▶ _REQUEST_
Go through the listing and set it down exactly, leaving out its pictures.

▶ _GIVEN INFORMATION_
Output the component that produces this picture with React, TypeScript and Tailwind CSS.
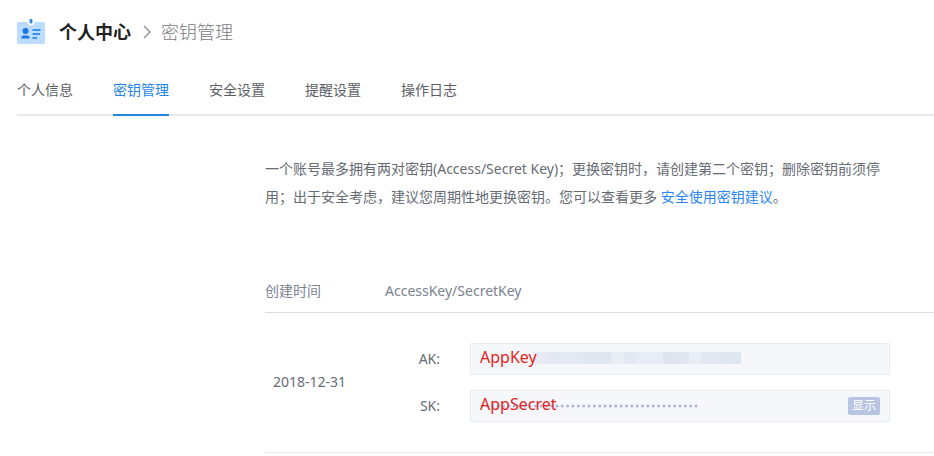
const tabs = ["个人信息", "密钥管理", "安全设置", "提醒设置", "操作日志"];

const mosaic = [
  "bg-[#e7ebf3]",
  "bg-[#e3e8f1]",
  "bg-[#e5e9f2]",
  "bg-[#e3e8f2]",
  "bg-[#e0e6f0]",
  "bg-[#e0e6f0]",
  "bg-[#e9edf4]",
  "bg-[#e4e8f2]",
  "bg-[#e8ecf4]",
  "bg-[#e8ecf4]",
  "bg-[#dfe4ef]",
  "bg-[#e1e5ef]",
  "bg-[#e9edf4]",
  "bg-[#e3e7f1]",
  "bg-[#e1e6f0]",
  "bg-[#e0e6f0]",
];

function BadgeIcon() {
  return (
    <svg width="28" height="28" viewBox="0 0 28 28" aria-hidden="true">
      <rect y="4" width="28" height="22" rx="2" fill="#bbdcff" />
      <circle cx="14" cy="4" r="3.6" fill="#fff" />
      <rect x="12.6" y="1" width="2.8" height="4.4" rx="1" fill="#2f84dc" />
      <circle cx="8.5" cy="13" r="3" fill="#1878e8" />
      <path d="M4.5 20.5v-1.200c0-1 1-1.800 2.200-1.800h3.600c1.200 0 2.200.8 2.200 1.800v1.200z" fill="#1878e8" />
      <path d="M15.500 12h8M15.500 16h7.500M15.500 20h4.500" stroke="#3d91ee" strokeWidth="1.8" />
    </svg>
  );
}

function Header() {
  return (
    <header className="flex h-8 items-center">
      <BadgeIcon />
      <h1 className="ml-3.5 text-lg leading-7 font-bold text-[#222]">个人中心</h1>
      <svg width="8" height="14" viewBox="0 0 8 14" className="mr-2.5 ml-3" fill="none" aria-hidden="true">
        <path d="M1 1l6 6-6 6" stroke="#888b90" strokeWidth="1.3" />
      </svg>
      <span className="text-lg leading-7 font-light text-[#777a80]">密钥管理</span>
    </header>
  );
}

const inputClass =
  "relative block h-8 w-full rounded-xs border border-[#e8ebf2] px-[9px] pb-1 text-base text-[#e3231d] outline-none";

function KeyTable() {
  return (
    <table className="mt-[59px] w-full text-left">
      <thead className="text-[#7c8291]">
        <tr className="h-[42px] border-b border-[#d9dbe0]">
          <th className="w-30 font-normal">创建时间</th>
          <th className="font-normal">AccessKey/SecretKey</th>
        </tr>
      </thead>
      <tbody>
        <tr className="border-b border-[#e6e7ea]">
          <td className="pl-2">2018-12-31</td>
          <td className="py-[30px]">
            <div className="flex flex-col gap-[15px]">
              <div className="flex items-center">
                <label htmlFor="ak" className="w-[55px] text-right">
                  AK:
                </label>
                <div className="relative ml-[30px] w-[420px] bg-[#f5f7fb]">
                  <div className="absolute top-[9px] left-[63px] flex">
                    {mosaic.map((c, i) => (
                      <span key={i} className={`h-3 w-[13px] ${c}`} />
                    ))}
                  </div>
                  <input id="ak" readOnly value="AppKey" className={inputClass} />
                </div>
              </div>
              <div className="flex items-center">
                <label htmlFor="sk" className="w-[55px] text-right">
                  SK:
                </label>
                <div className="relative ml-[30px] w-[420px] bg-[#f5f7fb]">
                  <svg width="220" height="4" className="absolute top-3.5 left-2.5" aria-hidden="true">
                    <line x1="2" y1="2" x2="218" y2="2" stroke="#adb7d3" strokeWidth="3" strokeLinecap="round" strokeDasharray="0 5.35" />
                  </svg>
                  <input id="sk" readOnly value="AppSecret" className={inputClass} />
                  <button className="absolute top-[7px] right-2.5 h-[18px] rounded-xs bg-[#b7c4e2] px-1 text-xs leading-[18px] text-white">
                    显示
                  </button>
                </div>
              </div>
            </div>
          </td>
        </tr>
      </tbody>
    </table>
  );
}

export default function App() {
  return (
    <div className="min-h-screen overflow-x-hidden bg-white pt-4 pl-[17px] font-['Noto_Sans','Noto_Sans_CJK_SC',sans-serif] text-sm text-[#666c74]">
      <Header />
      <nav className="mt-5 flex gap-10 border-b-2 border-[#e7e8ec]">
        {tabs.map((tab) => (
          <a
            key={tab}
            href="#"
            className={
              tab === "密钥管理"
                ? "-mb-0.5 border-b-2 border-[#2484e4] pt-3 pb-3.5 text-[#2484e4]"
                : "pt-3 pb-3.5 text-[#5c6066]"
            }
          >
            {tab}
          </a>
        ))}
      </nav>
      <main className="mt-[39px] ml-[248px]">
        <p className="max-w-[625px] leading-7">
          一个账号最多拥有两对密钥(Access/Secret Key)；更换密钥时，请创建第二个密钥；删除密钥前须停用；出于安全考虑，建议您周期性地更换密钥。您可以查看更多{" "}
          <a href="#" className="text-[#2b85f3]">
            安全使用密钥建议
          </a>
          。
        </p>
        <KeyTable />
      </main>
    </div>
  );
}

▶ _FULL SOLUTION_
Output the component that produces this picture with React, TypeScript and Tailwind CSS.
const tabs = ["个人信息", "密钥管理", "安全设置", "提醒设置", "操作日志"];

const mosaic = [
  "bg-[#e7ebf3]",
  "bg-[#e3e8f1]",
  "bg-[#e5e9f2]",
  "bg-[#e3e8f2]",
  "bg-[#e0e6f0]",
  "bg-[#e0e6f0]",
  "bg-[#e9edf4]",
  "bg-[#e4e8f2]",
  "bg-[#e8ecf4]",
  "bg-[#e8ecf4]",
  "bg-[#dfe4ef]",
  "bg-[#e1e5ef]",
  "bg-[#e9edf4]",
  "bg-[#e3e7f1]",
  "bg-[#e1e6f0]",
  "bg-[#e0e6f0]",
];

function BadgeIcon() {
  return (
    <svg width="28" height="28" viewBox="0 0 28 28" aria-hidden="true">
      <rect y="4" width="28" height="22" rx="2" fill="#bbdcff" />
      <circle cx="14" cy="4" r="3.6" fill="#fff" />
      <rect x="12.6" y="1" width="2.8" height="4.4" rx="1" fill="#2f84dc" />
      <circle cx="8.5" cy="13" r="3" fill="#1878e8" />
      <path d="M4.5 20.5v-1.200c0-1 1-1.800 2.200-1.800h3.600c1.200 0 2.200.8 2.200 1.800v1.200z" fill="#1878e8" />
      <path d="M15.500 12h8M15.500 16h7.500M15.500 20h4.500" stroke="#3d91ee" strokeWidth="1.8" />
    </svg>
  );
}

function Header() {
  return (
    <header className="flex h-8 items-center">
      <BadgeIcon />
      <h1 className="ml-3.5 text-lg leading-7 font-bold text-[#222]">个人中心</h1>
      <svg width="8" height="14" viewBox="0 0 8 14" className="mr-2.5 ml-3" fill="none" aria-hidden="true">
        <path d="M1 1l6 6-6 6" stroke="#888b90" strokeWidth="1.3" />
      </svg>
      <span className="text-lg leading-7 font-light text-[#777a80]">密钥管理</span>
    </header>
  );
}

const inputClass =
  "relative block h-8 w-full rounded-xs border border-[#e8ebf2] px-[9px] pb-1 text-base text-[#e3231d] outline-none";

function KeyTable() {
  return (
    <table className="mt-[59px] w-full text-left">
      <thead className="text-[#7c8291]">
        <tr className="h-[42px] border-b border-[#d9dbe0]">
          <th className="w-30 font-normal">创建时间</th>
          <th className="font-normal">AccessKey/SecretKey</th>
        </tr>
      </thead>
      <tbody>
        <tr className="border-b border-[#e6e7ea]">
          <td className="pl-2">2018-12-31</td>
          <td className="py-[30px]">
            <div className="flex flex-col gap-[15px]">
              <div className="flex items-center">
                <label htmlFor="ak" className="w-[55px] text-right">
                  AK:
                </label>
                <div className="relative ml-[30px] w-[420px] bg-[#f5f7fb]">
                  <div className="absolute top-[9px] left-[63px] flex">
                    {mosaic.map((c, i) => (
                      <span key={i} className={`h-3 w-[13px] ${c}`} />
                    ))}
                  </div>
                  <input id="ak" readOnly value="AppKey" className={inputClass} />
                </div>
              </div>
              <div className="flex items-center">
                <label htmlFor="sk" className="w-[55px] text-right">
                  SK:
                </label>
                <div className="relative ml-[30px] w-[420px] bg-[#f5f7fb]">
                  <svg width="220" height="4" className="absolute top-3.5 left-2.5" aria-hidden="true">
                    <line x1="2" y1="2" x2="218" y2="2" stroke="#adb7d3" strokeWidth="3" strokeLinecap="round" strokeDasharray="0 5.35" />
                  </svg>
                  <input id="sk" readOnly value="AppSecret" className={inputClass} />
                  <button className="absolute top-[7px] right-2.5 h-[18px] rounded-xs bg-[#b7c4e2] px-1 text-xs leading-[18px] text-white">
                    显示
                  </button>
                </div>
              </div>
            </div>
          </td>
        </tr>
      </tbody>
    </table>
  );
}

export default function App() {
  return (
    <div className="min-h-screen overflow-x-hidden bg-white pt-4 pl-[17px] font-['Noto_Sans','Noto_Sans_CJK_SC',sans-serif] text-sm text-[#666c74]">
      <Header />
      <nav className="mt-5 flex gap-10 border-b-2 border-[#e7e8ec]">
        {tabs.map((tab) => (
          <a
            key={tab}
            href="#"
            className={
              tab === "密钥管理"
                ? "-mb-0.5 border-b-2 border-[#2484e4] pt-3 pb-3.5 text-[#2484e4]"
                : "pt-3 pb-3.5 text-[#5c6066]"
            }
          >
            {tab}
          </a>
        ))}
      </nav>
      <main className="mt-[39px] ml-[248px]">
        <p className="max-w-[625px] leading-7">
          一个账号最多拥有两对密钥(Access/Secret Key)；更换密钥时，请创建第二个密钥；删除密钥前须停用；出于安全考虑，建议您周期性地更换密钥。您可以查看更多{" "}
          <a href="#" className="text-[#2b85f3]">
            安全使用密钥建议
          </a>
          。
        </p>
        <KeyTable />
      </main>
    </div>
  );
}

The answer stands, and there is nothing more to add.